PROBLEM: Each line that holds the word "React" should be returned.

GIVEN MATERIAL:

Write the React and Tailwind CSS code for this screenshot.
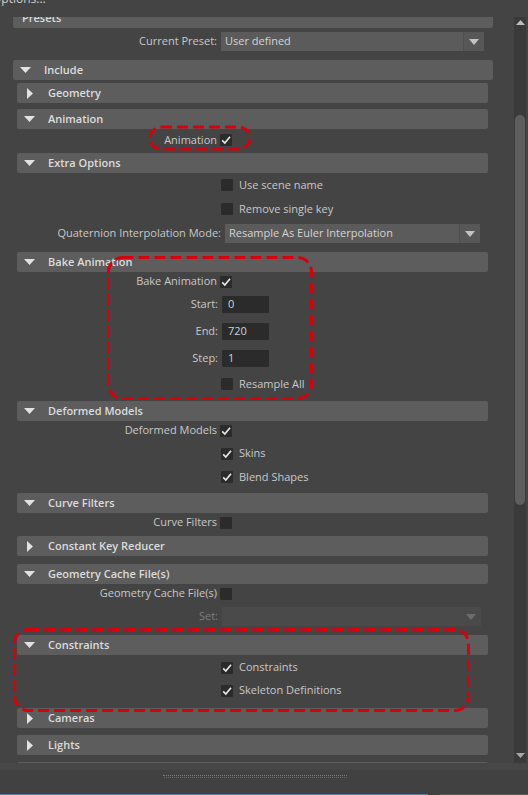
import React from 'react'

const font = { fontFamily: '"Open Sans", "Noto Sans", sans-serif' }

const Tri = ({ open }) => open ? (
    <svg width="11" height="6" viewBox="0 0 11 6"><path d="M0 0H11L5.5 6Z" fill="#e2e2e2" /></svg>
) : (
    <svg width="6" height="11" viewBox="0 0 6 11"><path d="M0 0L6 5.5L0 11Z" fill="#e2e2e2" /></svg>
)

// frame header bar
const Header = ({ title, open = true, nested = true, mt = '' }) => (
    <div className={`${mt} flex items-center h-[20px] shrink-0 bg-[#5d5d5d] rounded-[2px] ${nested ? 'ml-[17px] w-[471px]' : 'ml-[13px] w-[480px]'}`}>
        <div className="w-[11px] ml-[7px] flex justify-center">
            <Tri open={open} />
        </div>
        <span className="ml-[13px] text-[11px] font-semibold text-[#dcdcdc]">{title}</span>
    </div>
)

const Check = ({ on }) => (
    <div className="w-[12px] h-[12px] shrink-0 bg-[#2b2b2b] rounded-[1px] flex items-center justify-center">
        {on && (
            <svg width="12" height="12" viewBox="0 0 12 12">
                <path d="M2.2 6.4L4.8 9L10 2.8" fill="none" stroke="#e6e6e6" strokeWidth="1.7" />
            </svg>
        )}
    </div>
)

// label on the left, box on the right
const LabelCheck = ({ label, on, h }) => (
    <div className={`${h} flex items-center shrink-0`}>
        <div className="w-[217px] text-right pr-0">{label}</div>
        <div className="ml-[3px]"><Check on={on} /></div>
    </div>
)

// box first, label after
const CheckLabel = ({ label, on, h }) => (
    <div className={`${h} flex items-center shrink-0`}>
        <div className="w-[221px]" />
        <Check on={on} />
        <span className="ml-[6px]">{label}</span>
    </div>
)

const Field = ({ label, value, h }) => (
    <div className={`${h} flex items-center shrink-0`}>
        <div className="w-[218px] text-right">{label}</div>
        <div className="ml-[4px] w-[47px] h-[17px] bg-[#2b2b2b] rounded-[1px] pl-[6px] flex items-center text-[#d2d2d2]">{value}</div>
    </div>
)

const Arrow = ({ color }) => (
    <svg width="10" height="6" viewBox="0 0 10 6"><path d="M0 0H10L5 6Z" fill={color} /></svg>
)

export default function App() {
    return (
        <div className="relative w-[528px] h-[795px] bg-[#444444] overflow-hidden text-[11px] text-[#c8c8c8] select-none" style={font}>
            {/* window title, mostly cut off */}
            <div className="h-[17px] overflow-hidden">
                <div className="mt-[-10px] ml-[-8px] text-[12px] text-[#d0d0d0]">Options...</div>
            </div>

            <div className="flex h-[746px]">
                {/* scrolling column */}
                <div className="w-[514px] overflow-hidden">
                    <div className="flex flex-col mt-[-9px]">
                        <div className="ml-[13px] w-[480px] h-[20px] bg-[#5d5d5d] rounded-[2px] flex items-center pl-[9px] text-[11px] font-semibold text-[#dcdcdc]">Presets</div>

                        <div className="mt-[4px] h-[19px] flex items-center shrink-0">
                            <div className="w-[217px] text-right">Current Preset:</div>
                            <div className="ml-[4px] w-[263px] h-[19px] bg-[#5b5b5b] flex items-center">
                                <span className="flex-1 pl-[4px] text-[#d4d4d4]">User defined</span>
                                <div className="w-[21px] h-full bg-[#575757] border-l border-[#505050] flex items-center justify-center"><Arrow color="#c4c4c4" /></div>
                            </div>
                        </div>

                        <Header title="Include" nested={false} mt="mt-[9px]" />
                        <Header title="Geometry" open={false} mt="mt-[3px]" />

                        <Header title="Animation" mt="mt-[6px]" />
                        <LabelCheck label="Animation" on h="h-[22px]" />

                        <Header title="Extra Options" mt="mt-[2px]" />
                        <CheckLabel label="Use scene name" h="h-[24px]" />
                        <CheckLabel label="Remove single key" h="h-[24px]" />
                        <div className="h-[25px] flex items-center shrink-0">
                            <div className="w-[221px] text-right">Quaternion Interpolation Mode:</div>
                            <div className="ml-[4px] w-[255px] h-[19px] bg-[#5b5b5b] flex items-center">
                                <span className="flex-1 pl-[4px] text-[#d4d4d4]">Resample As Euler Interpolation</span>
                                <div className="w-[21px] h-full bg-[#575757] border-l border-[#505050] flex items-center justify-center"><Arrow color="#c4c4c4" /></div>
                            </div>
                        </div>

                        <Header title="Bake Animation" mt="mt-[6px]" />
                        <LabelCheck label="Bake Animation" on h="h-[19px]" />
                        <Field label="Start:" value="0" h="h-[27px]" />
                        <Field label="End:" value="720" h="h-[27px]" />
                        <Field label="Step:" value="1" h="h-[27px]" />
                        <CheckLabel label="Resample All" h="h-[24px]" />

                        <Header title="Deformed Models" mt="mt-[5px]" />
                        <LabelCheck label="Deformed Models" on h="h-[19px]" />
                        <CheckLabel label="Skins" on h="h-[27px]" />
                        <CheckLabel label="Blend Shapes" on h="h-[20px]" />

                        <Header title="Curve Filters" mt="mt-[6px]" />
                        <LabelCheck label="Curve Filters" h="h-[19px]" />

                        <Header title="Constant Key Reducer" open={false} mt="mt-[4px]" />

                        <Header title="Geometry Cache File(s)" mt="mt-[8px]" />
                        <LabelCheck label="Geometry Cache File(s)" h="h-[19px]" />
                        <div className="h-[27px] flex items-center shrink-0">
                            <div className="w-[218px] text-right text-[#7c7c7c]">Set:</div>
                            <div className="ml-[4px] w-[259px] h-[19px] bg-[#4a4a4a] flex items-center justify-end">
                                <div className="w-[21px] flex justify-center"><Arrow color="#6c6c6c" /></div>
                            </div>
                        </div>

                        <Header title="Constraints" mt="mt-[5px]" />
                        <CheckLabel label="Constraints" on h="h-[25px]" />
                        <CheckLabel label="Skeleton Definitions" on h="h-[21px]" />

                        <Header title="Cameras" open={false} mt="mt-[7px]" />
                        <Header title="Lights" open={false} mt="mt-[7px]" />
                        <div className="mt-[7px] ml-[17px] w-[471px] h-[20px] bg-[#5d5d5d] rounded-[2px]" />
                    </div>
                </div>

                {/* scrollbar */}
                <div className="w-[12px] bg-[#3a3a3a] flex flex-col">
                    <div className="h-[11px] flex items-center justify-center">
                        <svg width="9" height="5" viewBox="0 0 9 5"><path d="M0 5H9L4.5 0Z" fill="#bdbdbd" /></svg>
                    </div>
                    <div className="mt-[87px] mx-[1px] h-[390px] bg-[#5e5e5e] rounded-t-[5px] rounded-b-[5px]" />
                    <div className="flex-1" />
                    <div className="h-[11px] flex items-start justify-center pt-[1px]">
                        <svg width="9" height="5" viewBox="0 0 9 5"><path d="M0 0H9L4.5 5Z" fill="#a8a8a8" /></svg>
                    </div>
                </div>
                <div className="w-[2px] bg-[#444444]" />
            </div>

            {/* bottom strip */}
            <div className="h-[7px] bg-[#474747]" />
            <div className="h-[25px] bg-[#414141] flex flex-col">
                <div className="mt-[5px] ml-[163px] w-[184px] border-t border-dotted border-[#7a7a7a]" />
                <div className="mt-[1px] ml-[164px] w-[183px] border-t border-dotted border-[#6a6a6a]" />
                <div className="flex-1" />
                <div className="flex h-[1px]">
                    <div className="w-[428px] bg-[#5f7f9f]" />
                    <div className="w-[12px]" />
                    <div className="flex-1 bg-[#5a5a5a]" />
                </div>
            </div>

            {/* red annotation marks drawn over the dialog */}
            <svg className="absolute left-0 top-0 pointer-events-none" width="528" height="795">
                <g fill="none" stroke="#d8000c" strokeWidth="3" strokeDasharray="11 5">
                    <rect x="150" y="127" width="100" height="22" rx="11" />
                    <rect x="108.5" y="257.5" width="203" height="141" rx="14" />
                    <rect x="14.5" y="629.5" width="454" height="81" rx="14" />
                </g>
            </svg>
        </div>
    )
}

OUTPUT FOR THIS TASK:
Write the React and Tailwind CSS code for this screenshot.
import React from 'react'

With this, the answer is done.